▶ [Your objective]
Keep the wording of each record exactly the same when you repeat it, and leave out pictures.

▶ [Stored data]
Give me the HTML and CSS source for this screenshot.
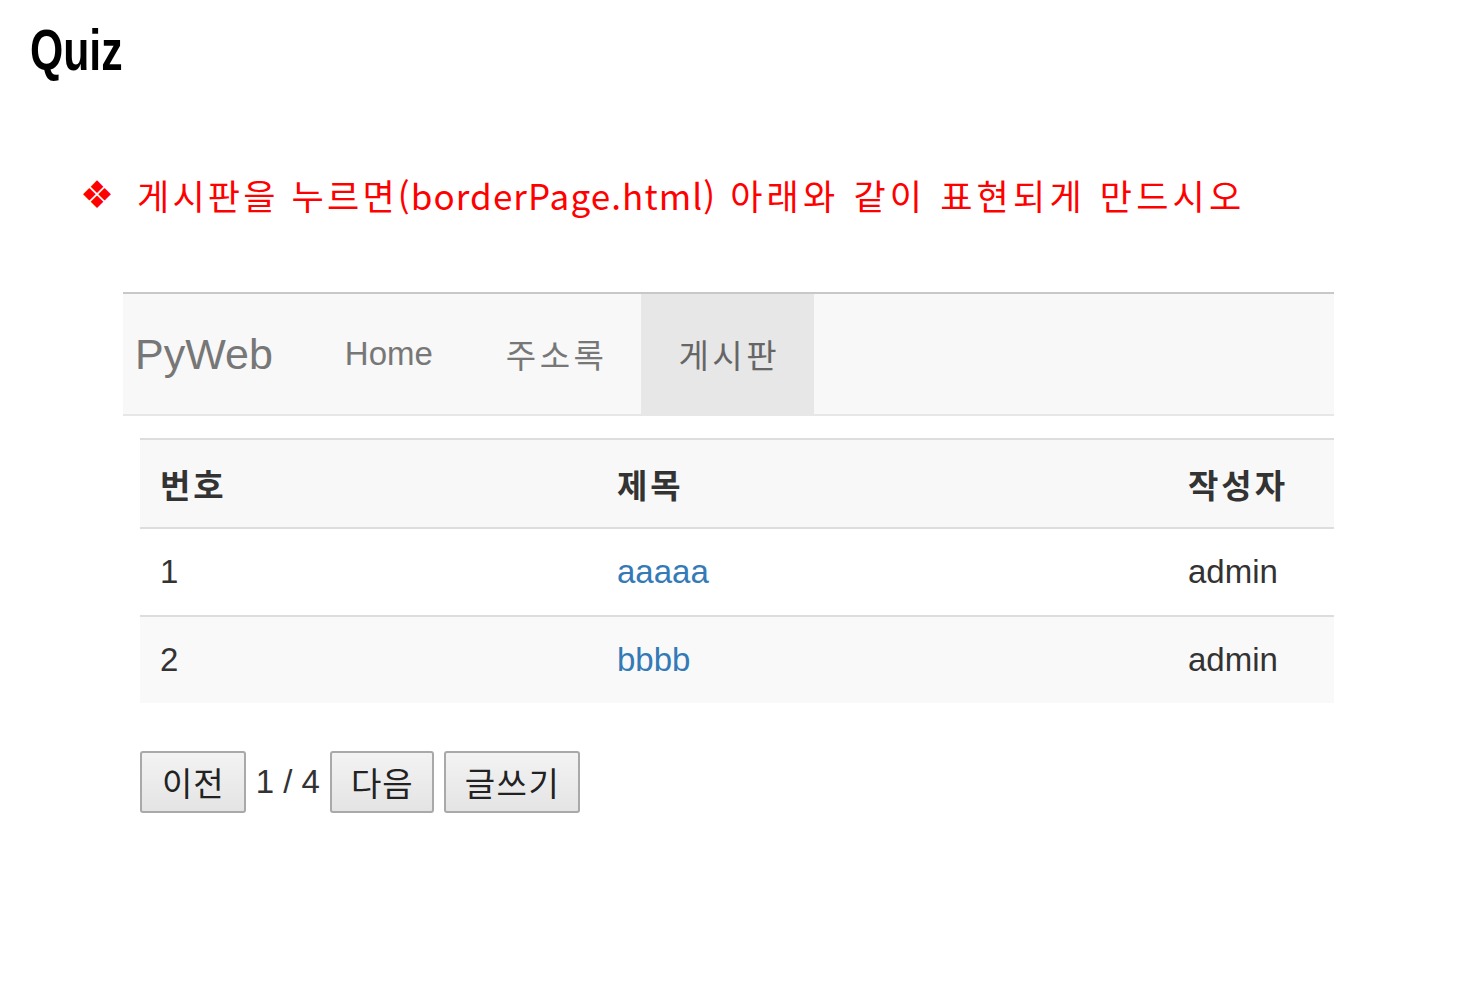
FILE: index.html
```html
<!DOCTYPE html>
<html lang="ko">
<head>
<meta charset="utf-8">
<title>Quiz</title>
<link rel="stylesheet" href="styles.css">
</head>
<body>
<div class="slide">
  <h1 class="title"><span class="title-text">Quiz</span></h1>
  <p class="task"><span class="bullet">❖</span><span class="ko">게시판을 누르면</span><span class="en">(borderPage.html)</span><span class="ko ko-end">&nbsp;아래와 같이 표현되게 만드시오</span></p>
  <div class="shot">
    <nav class="navbar">
      <a class="brand">PyWeb</a>
      <ul class="nav">
        <li><a>Home</a></li>
        <li><a class="ko-nav">주소록</a></li>
        <li class="active"><a class="ko-nav">게시판</a></li>
      </ul>
    </nav>
    <div class="content">
      <table class="board">
        <thead>
          <tr><th class="c1">번호</th><th class="c2">제목</th><th class="c3">작성자</th></tr>
        </thead>
        <tbody>
          <tr><td>1</td><td><a>aaaaa</a></td><td>admin</td></tr>
          <tr class="odd"><td>2</td><td><a>bbbb</a></td><td>admin</td></tr>
        </tbody>
      </table>
      <div class="pager">
        <button class="btn first">이전</button>
        <span class="pages">1 / 4</span>
        <button class="btn">다음</button>
        <button class="btn wide">글쓰기</button>
      </div>
    </div>
  </div>
</div>
</body>
</html>
```
FILE: styles.css
```css
html, body {
  margin: 0;
  padding: 0;
  background: #ffffff;
}
.slide {
  width: 1464px;
  height: 993px;
  box-sizing: border-box;
  padding: 18px 0 0 30px;
  font-family: "Noto Sans CJK KR", "Liberation Sans", sans-serif;
}
.title {
  margin: 0;
  font-family: "Liberation Sans", sans-serif;
  font-weight: bold;
  font-size: 57px;
  line-height: 64px;
  color: #000;
}
.title-text {
  display: inline-block;
  transform: scaleX(0.75);
  transform-origin: left center;
}
.task {
  margin: 88px 0 0 50px;
  display: flex;
  align-items: center;
  color: #ff0000;
  font-size: 35px;
  line-height: 50px;
  white-space: pre;
}
.task .ko {
  letter-spacing: 3.2px;
}
.task .ko-end {
  letter-spacing: 4.2px;
}
.task .en {
  letter-spacing: 1.1px;
}
.bullet {
  font-size: 38px;
  width: 57px;
  font-family: "DejaVu Sans", sans-serif;
}
.shot {
  margin: 72px 0 0 93px;
  width: 1211px;
  font-family: "Liberation Sans", "Noto Sans CJK KR", sans-serif;
}
.navbar {
  display: flex;
  align-items: stretch;
  height: 120px;
  background: #f8f8f8;
  border-top: 2px solid #c8c8c8;
  border-bottom: 2px solid #e7e7e7;
}
.brand {
  display: flex;
  align-items: center;
  padding: 0 36px 0 12px;
  font-size: 43px;
  color: #777;
}
.nav {
  list-style: none;
  display: flex;
  margin: 0;
  padding: 0;
}
.nav li {
  display: flex;
}
.nav a {
  display: flex;
  align-items: center;
  padding: 0 36px;
  font-size: 33px;
  color: #777;
}
.nav a.ko-nav {
  letter-spacing: 3.5px;
  padding: 0 34px 0 37px;
}
.nav li.active a {
  background: #e7e7e7;
  color: #666;
}
.content {
  padding: 22px 0 0 17px;
}
.board {
  width: 1194px;
  border-collapse: collapse;
  font-size: 33px;
  color: #333;
}
.board th {
  text-align: left;
  font-family: "Noto Sans CJK KR", sans-serif;
  font-weight: bold;
  letter-spacing: 3px;
  height: 87px;
  padding: 0 20px;
  background: #f8f8f8;
  border-top: 2px solid #dddddd;
  border-bottom: 2px solid #dddddd;
  vertical-align: middle;
}
.board th.c1 { width: 417px; }
.board th.c2 { width: 531px; }
.board td {
  height: 86px;
  padding: 0 20px;
  border-bottom: 2px solid #dddddd;
  vertical-align: middle;
}
.board tr:last-child td {
  border-bottom: none;
}
.board tr.odd td {
  background: #f9f9f9;
}
.board a {
  color: #337ab7;
}
.pager {
  display: flex;
  align-items: center;
  margin-top: 48px;
  font-size: 33px;
  color: #333;
}
.btn {
  font-family: "Noto Sans CJK KR", sans-serif;
  font-size: 33px;
  letter-spacing: 1px;
  color: #222;
  height: 62px;
  padding: 0 18px 0 19px;
  background: linear-gradient(#f3f3f3, #e4e4e4);
  border: 2px solid #a9a9a9;
  border-radius: 3px;
  margin-right: 10px;
}
.btn.first {
  padding: 0 19px 0 20px;
}
.btn.wide {
  letter-spacing: 1.5px;
}
.pages {
  margin-right: 10px;
}
```
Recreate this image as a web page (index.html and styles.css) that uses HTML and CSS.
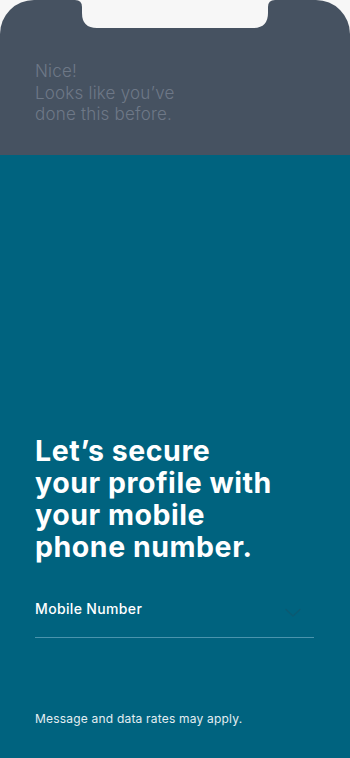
FILE: index.html
```html
<!DOCTYPE html>
<html lang="en">
<head>
<meta charset="utf-8">
<title>Secure profile</title>
<link rel="stylesheet" href="styles.css">
</head>
<body>
<div class="screen">
  <svg class="notch" width="350" height="30" viewBox="0 0 350 30" aria-hidden="true">
    <path d="M75 0 Q82 0 82 7 L82 13 Q82 28 97 28 L253 28 Q268 28 268 13 L268 7 Q268 0 275 0 Z" fill="#f7f7f7"/>
  </svg>
  <header class="header">
    <p class="greeting">Nice!<br>Looks like you’ve<br>done this before.</p>
  </header>
  <main class="main">
    <h1 class="title">Let’s secure<br>your profile with<br>your mobile<br>phone number.</h1>
    <div class="field">
      <span class="field-label">Mobile Number</span>
      <svg class="chevron" width="18" height="10" viewBox="0 0 18 10" aria-hidden="true">
        <path d="M2 1.5 L9 8 L16 1.5" fill="none" stroke="#0b5a73" stroke-width="1.5" stroke-linecap="round" stroke-linejoin="round"/>
      </svg>
    </div>
    <p class="note">Message and data rates may apply.</p>
  </main>
</div>
</body>
</html>
```
FILE: styles.css
```css
html, body {
  margin: 0;
  padding: 0;
  background: #f7f7f7;
}
.screen {
  position: relative;
  width: 350px;
  height: 758px;
  display: flex;
  flex-direction: column;
  font-family: Inter, "Noto Sans", sans-serif;
  overflow: hidden;
}
.notch {
  position: absolute;
  top: 0;
  left: 0;
}
.header {
  height: 155px;
  box-sizing: border-box;
  background: #465261;
  border-radius: 34px 34px 0 0;
  padding: 61px 35px 0;
}
.greeting {
  margin: 0;
  color: #6e7887;
  font-size: 17px;
  line-height: 21.5px;
  font-weight: 300;
  letter-spacing: 0.2px;
}
.main {
  flex: 1;
  background: #00637f;
  display: flex;
  flex-direction: column;
  padding: 280px 36px 31px 35px;
}
.title {
  margin: 0;
  color: #ffffff;
  font-size: 28.5px;
  line-height: 32px;
  font-weight: 700;
  letter-spacing: 0.55px;
}
.field {
  margin-top: 37px;
  display: flex;
  align-items: center;
  justify-content: space-between;
  padding-bottom: 19px;
  border-bottom: 1px solid #4a94ad;
}
.field-label {
  color: #ffffff;
  font-size: 14px;
  line-height: 18px;
  font-weight: 500;
  letter-spacing: 0.35px;
}
.chevron {
  margin-right: 12px;
  margin-top: 8px;
}
.note {
  margin: auto 0 0;
  color: #e4eef2;
  font-size: 12px;
  line-height: 16px;
  letter-spacing: 0.2px;
}
```
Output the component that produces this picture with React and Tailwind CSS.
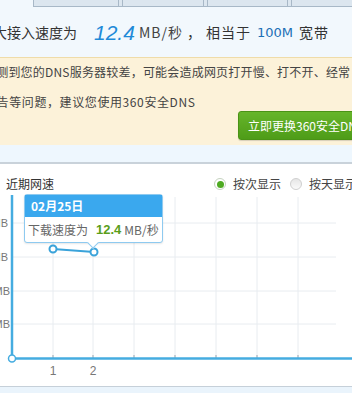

▶ [Output below]
Give me the HTML and CSS source for this screenshot.
FILE: index.html
```html
<!DOCTYPE html>
<html lang="ko">
<head>
<meta charset="utf-8">
<title>Quiz</title>
<link rel="stylesheet" href="styles.css">
</head>
<body>
<div class="slide">
  <h1 class="title"><span class="title-text">Quiz</span></h1>
  <p class="task"><span class="bullet">❖</span><span class="ko">게시판을 누르면</span><span class="en">(borderPage.html)</span><span class="ko ko-end">&nbsp;아래와 같이 표현되게 만드시오</span></p>
  <div class="shot">
    <nav class="navbar">
      <a class="brand">PyWeb</a>
      <ul class="nav">
        <li><a>Home</a></li>
        <li><a class="ko-nav">주소록</a></li>
        <li class="active"><a class="ko-nav">게시판</a></li>
      </ul>
    </nav>
    <div class="content">
      <table class="board">
        <thead>
          <tr><th class="c1">번호</th><th class="c2">제목</th><th class="c3">작성자</th></tr>
        </thead>
        <tbody>
          <tr><td>1</td><td><a>aaaaa</a></td><td>admin</td></tr>
          <tr class="odd"><td>2</td><td><a>bbbb</a></td><td>admin</td></tr>
        </tbody>
      </table>
      <div class="pager">
        <button class="btn first">이전</button>
        <span class="pages">1 / 4</span>
        <button class="btn">다음</button>
        <button class="btn wide">글쓰기</button>
      </div>
    </div>
  </div>
</div>
</body>
</html>
```
FILE: styles.css
```css
html, body {
  margin: 0;
  padding: 0;
  background: #ffffff;
}
.slide {
  width: 1464px;
  height: 993px;
  box-sizing: border-box;
  padding: 18px 0 0 30px;
  font-family: "Noto Sans CJK KR", "Liberation Sans", sans-serif;
}
.title {
  margin: 0;
  font-family: "Liberation Sans", sans-serif;
  font-weight: bold;
  font-size: 57px;
  line-height: 64px;
  color: #000;
}
.title-text {
  display: inline-block;
  transform: scaleX(0.75);
  transform-origin: left center;
}
.task {
  margin: 88px 0 0 50px;
  display: flex;
  align-items: center;
  color: #ff0000;
  font-size: 35px;
  line-height: 50px;
  white-space: pre;
}
.task .ko {
  letter-spacing: 3.2px;
}
.task .ko-end {
  letter-spacing: 4.2px;
}
.task .en {
  letter-spacing: 1.1px;
}
.bullet {
  font-size: 38px;
  width: 57px;
  font-family: "DejaVu Sans", sans-serif;
}
.shot {
  margin: 72px 0 0 93px;
  width: 1211px;
  font-family: "Liberation Sans", "Noto Sans CJK KR", sans-serif;
}
.navbar {
  display: flex;
  align-items: stretch;
  height: 120px;
  background: #f8f8f8;
  border-top: 2px solid #c8c8c8;
  border-bottom: 2px solid #e7e7e7;
}
.brand {
  display: flex;
  align-items: center;
  padding: 0 36px 0 12px;
  font-size: 43px;
  color: #777;
}
.nav {
  list-style: none;
  display: flex;
  margin: 0;
  padding: 0;
}
.nav li {
  display: flex;
}
.nav a {
  display: flex;
  align-items: center;
  padding: 0 36px;
  font-size: 33px;
  color: #777;
}
.nav a.ko-nav {
  letter-spacing: 3.5px;
  padding: 0 34px 0 37px;
}
.nav li.active a {
  background: #e7e7e7;
  color: #666;
}
.content {
  padding: 22px 0 0 17px;
}
.board {
  width: 1194px;
  border-collapse: collapse;
  font-size: 33px;
  color: #333;
}
.board th {
  text-align: left;
  font-family: "Noto Sans CJK KR", sans-serif;
  font-weight: bold;
  letter-spacing: 3px;
  height: 87px;
  padding: 0 20px;
  background: #f8f8f8;
  border-top: 2px solid #dddddd;
  border-bottom: 2px solid #dddddd;
  vertical-align: middle;
}
.board th.c1 { width: 417px; }
.board th.c2 { width: 531px; }
.board td {
  height: 86px;
  padding: 0 20px;
  border-bottom: 2px solid #dddddd;
  vertical-align: middle;
}
.board tr:last-child td {
  border-bottom: none;
}
.board tr.odd td {
  background: #f9f9f9;
}
.board a {
  color: #337ab7;
}
.pager {
  display: flex;
  align-items: center;
  margin-top: 48px;
  font-size: 33px;
  color: #333;
}
.btn {
  font-family: "Noto Sans CJK KR", sans-serif;
  font-size: 33px;
  letter-spacing: 1px;
  color: #222;
  height: 62px;
  padding: 0 18px 0 19px;
  background: linear-gradient(#f3f3f3, #e4e4e4);
  border: 2px solid #a9a9a9;
  border-radius: 3px;
  margin-right: 10px;
}
.btn.first {
  padding: 0 19px 0 20px;
}
.btn.wide {
  letter-spacing: 1.5px;
}
.pages {
  margin-right: 10px;
}
```
Recreate this image as a web page (index.html and styles.css) that uses HTML and CSS.
FILE: index.html
```html
<!DOCTYPE html>
<html lang="en">
<head>
<meta charset="utf-8">
<title>Secure profile</title>
<link rel="stylesheet" href="styles.css">
</head>
<body>
<div class="screen">
  <svg class="notch" width="350" height="30" viewBox="0 0 350 30" aria-hidden="true">
    <path d="M75 0 Q82 0 82 7 L82 13 Q82 28 97 28 L253 28 Q268 28 268 13 L268 7 Q268 0 275 0 Z" fill="#f7f7f7"/>
  </svg>
  <header class="header">
    <p class="greeting">Nice!<br>Looks like you’ve<br>done this before.</p>
  </header>
  <main class="main">
    <h1 class="title">Let’s secure<br>your profile with<br>your mobile<br>phone number.</h1>
    <div class="field">
      <span class="field-label">Mobile Number</span>
      <svg class="chevron" width="18" height="10" viewBox="0 0 18 10" aria-hidden="true">
        <path d="M2 1.5 L9 8 L16 1.5" fill="none" stroke="#0b5a73" stroke-width="1.5" stroke-linecap="round" stroke-linejoin="round"/>
      </svg>
    </div>
    <p class="note">Message and data rates may apply.</p>
  </main>
</div>
</body>
</html>
```
FILE: styles.css
```css
html, body {
  margin: 0;
  padding: 0;
  background: #f7f7f7;
}
.screen {
  position: relative;
  width: 350px;
  height: 758px;
  display: flex;
  flex-direction: column;
  font-family: Inter, "Noto Sans", sans-serif;
  overflow: hidden;
}
.notch {
  position: absolute;
  top: 0;
  left: 0;
}
.header {
  height: 155px;
  box-sizing: border-box;
  background: #465261;
  border-radius: 34px 34px 0 0;
  padding: 61px 35px 0;
}
.greeting {
  margin: 0;
  color: #6e7887;
  font-size: 17px;
  line-height: 21.5px;
  font-weight: 300;
  letter-spacing: 0.2px;
}
.main {
  flex: 1;
  background: #00637f;
  display: flex;
  flex-direction: column;
  padding: 280px 36px 31px 35px;
}
.title {
  margin: 0;
  color: #ffffff;
  font-size: 28.5px;
  line-height: 32px;
  font-weight: 700;
  letter-spacing: 0.55px;
}
.field {
  margin-top: 37px;
  display: flex;
  align-items: center;
  justify-content: space-between;
  padding-bottom: 19px;
  border-bottom: 1px solid #4a94ad;
}
.field-label {
  color: #ffffff;
  font-size: 14px;
  line-height: 18px;
  font-weight: 500;
  letter-spacing: 0.35px;
}
.chevron {
  margin-right: 12px;
  margin-top: 8px;
}
.note {
  margin: auto 0 0;
  color: #e4eef2;
  font-size: 12px;
  line-height: 16px;
  letter-spacing: 0.2px;
}
```
Output the component that produces this picture with React and Tailwind CSS.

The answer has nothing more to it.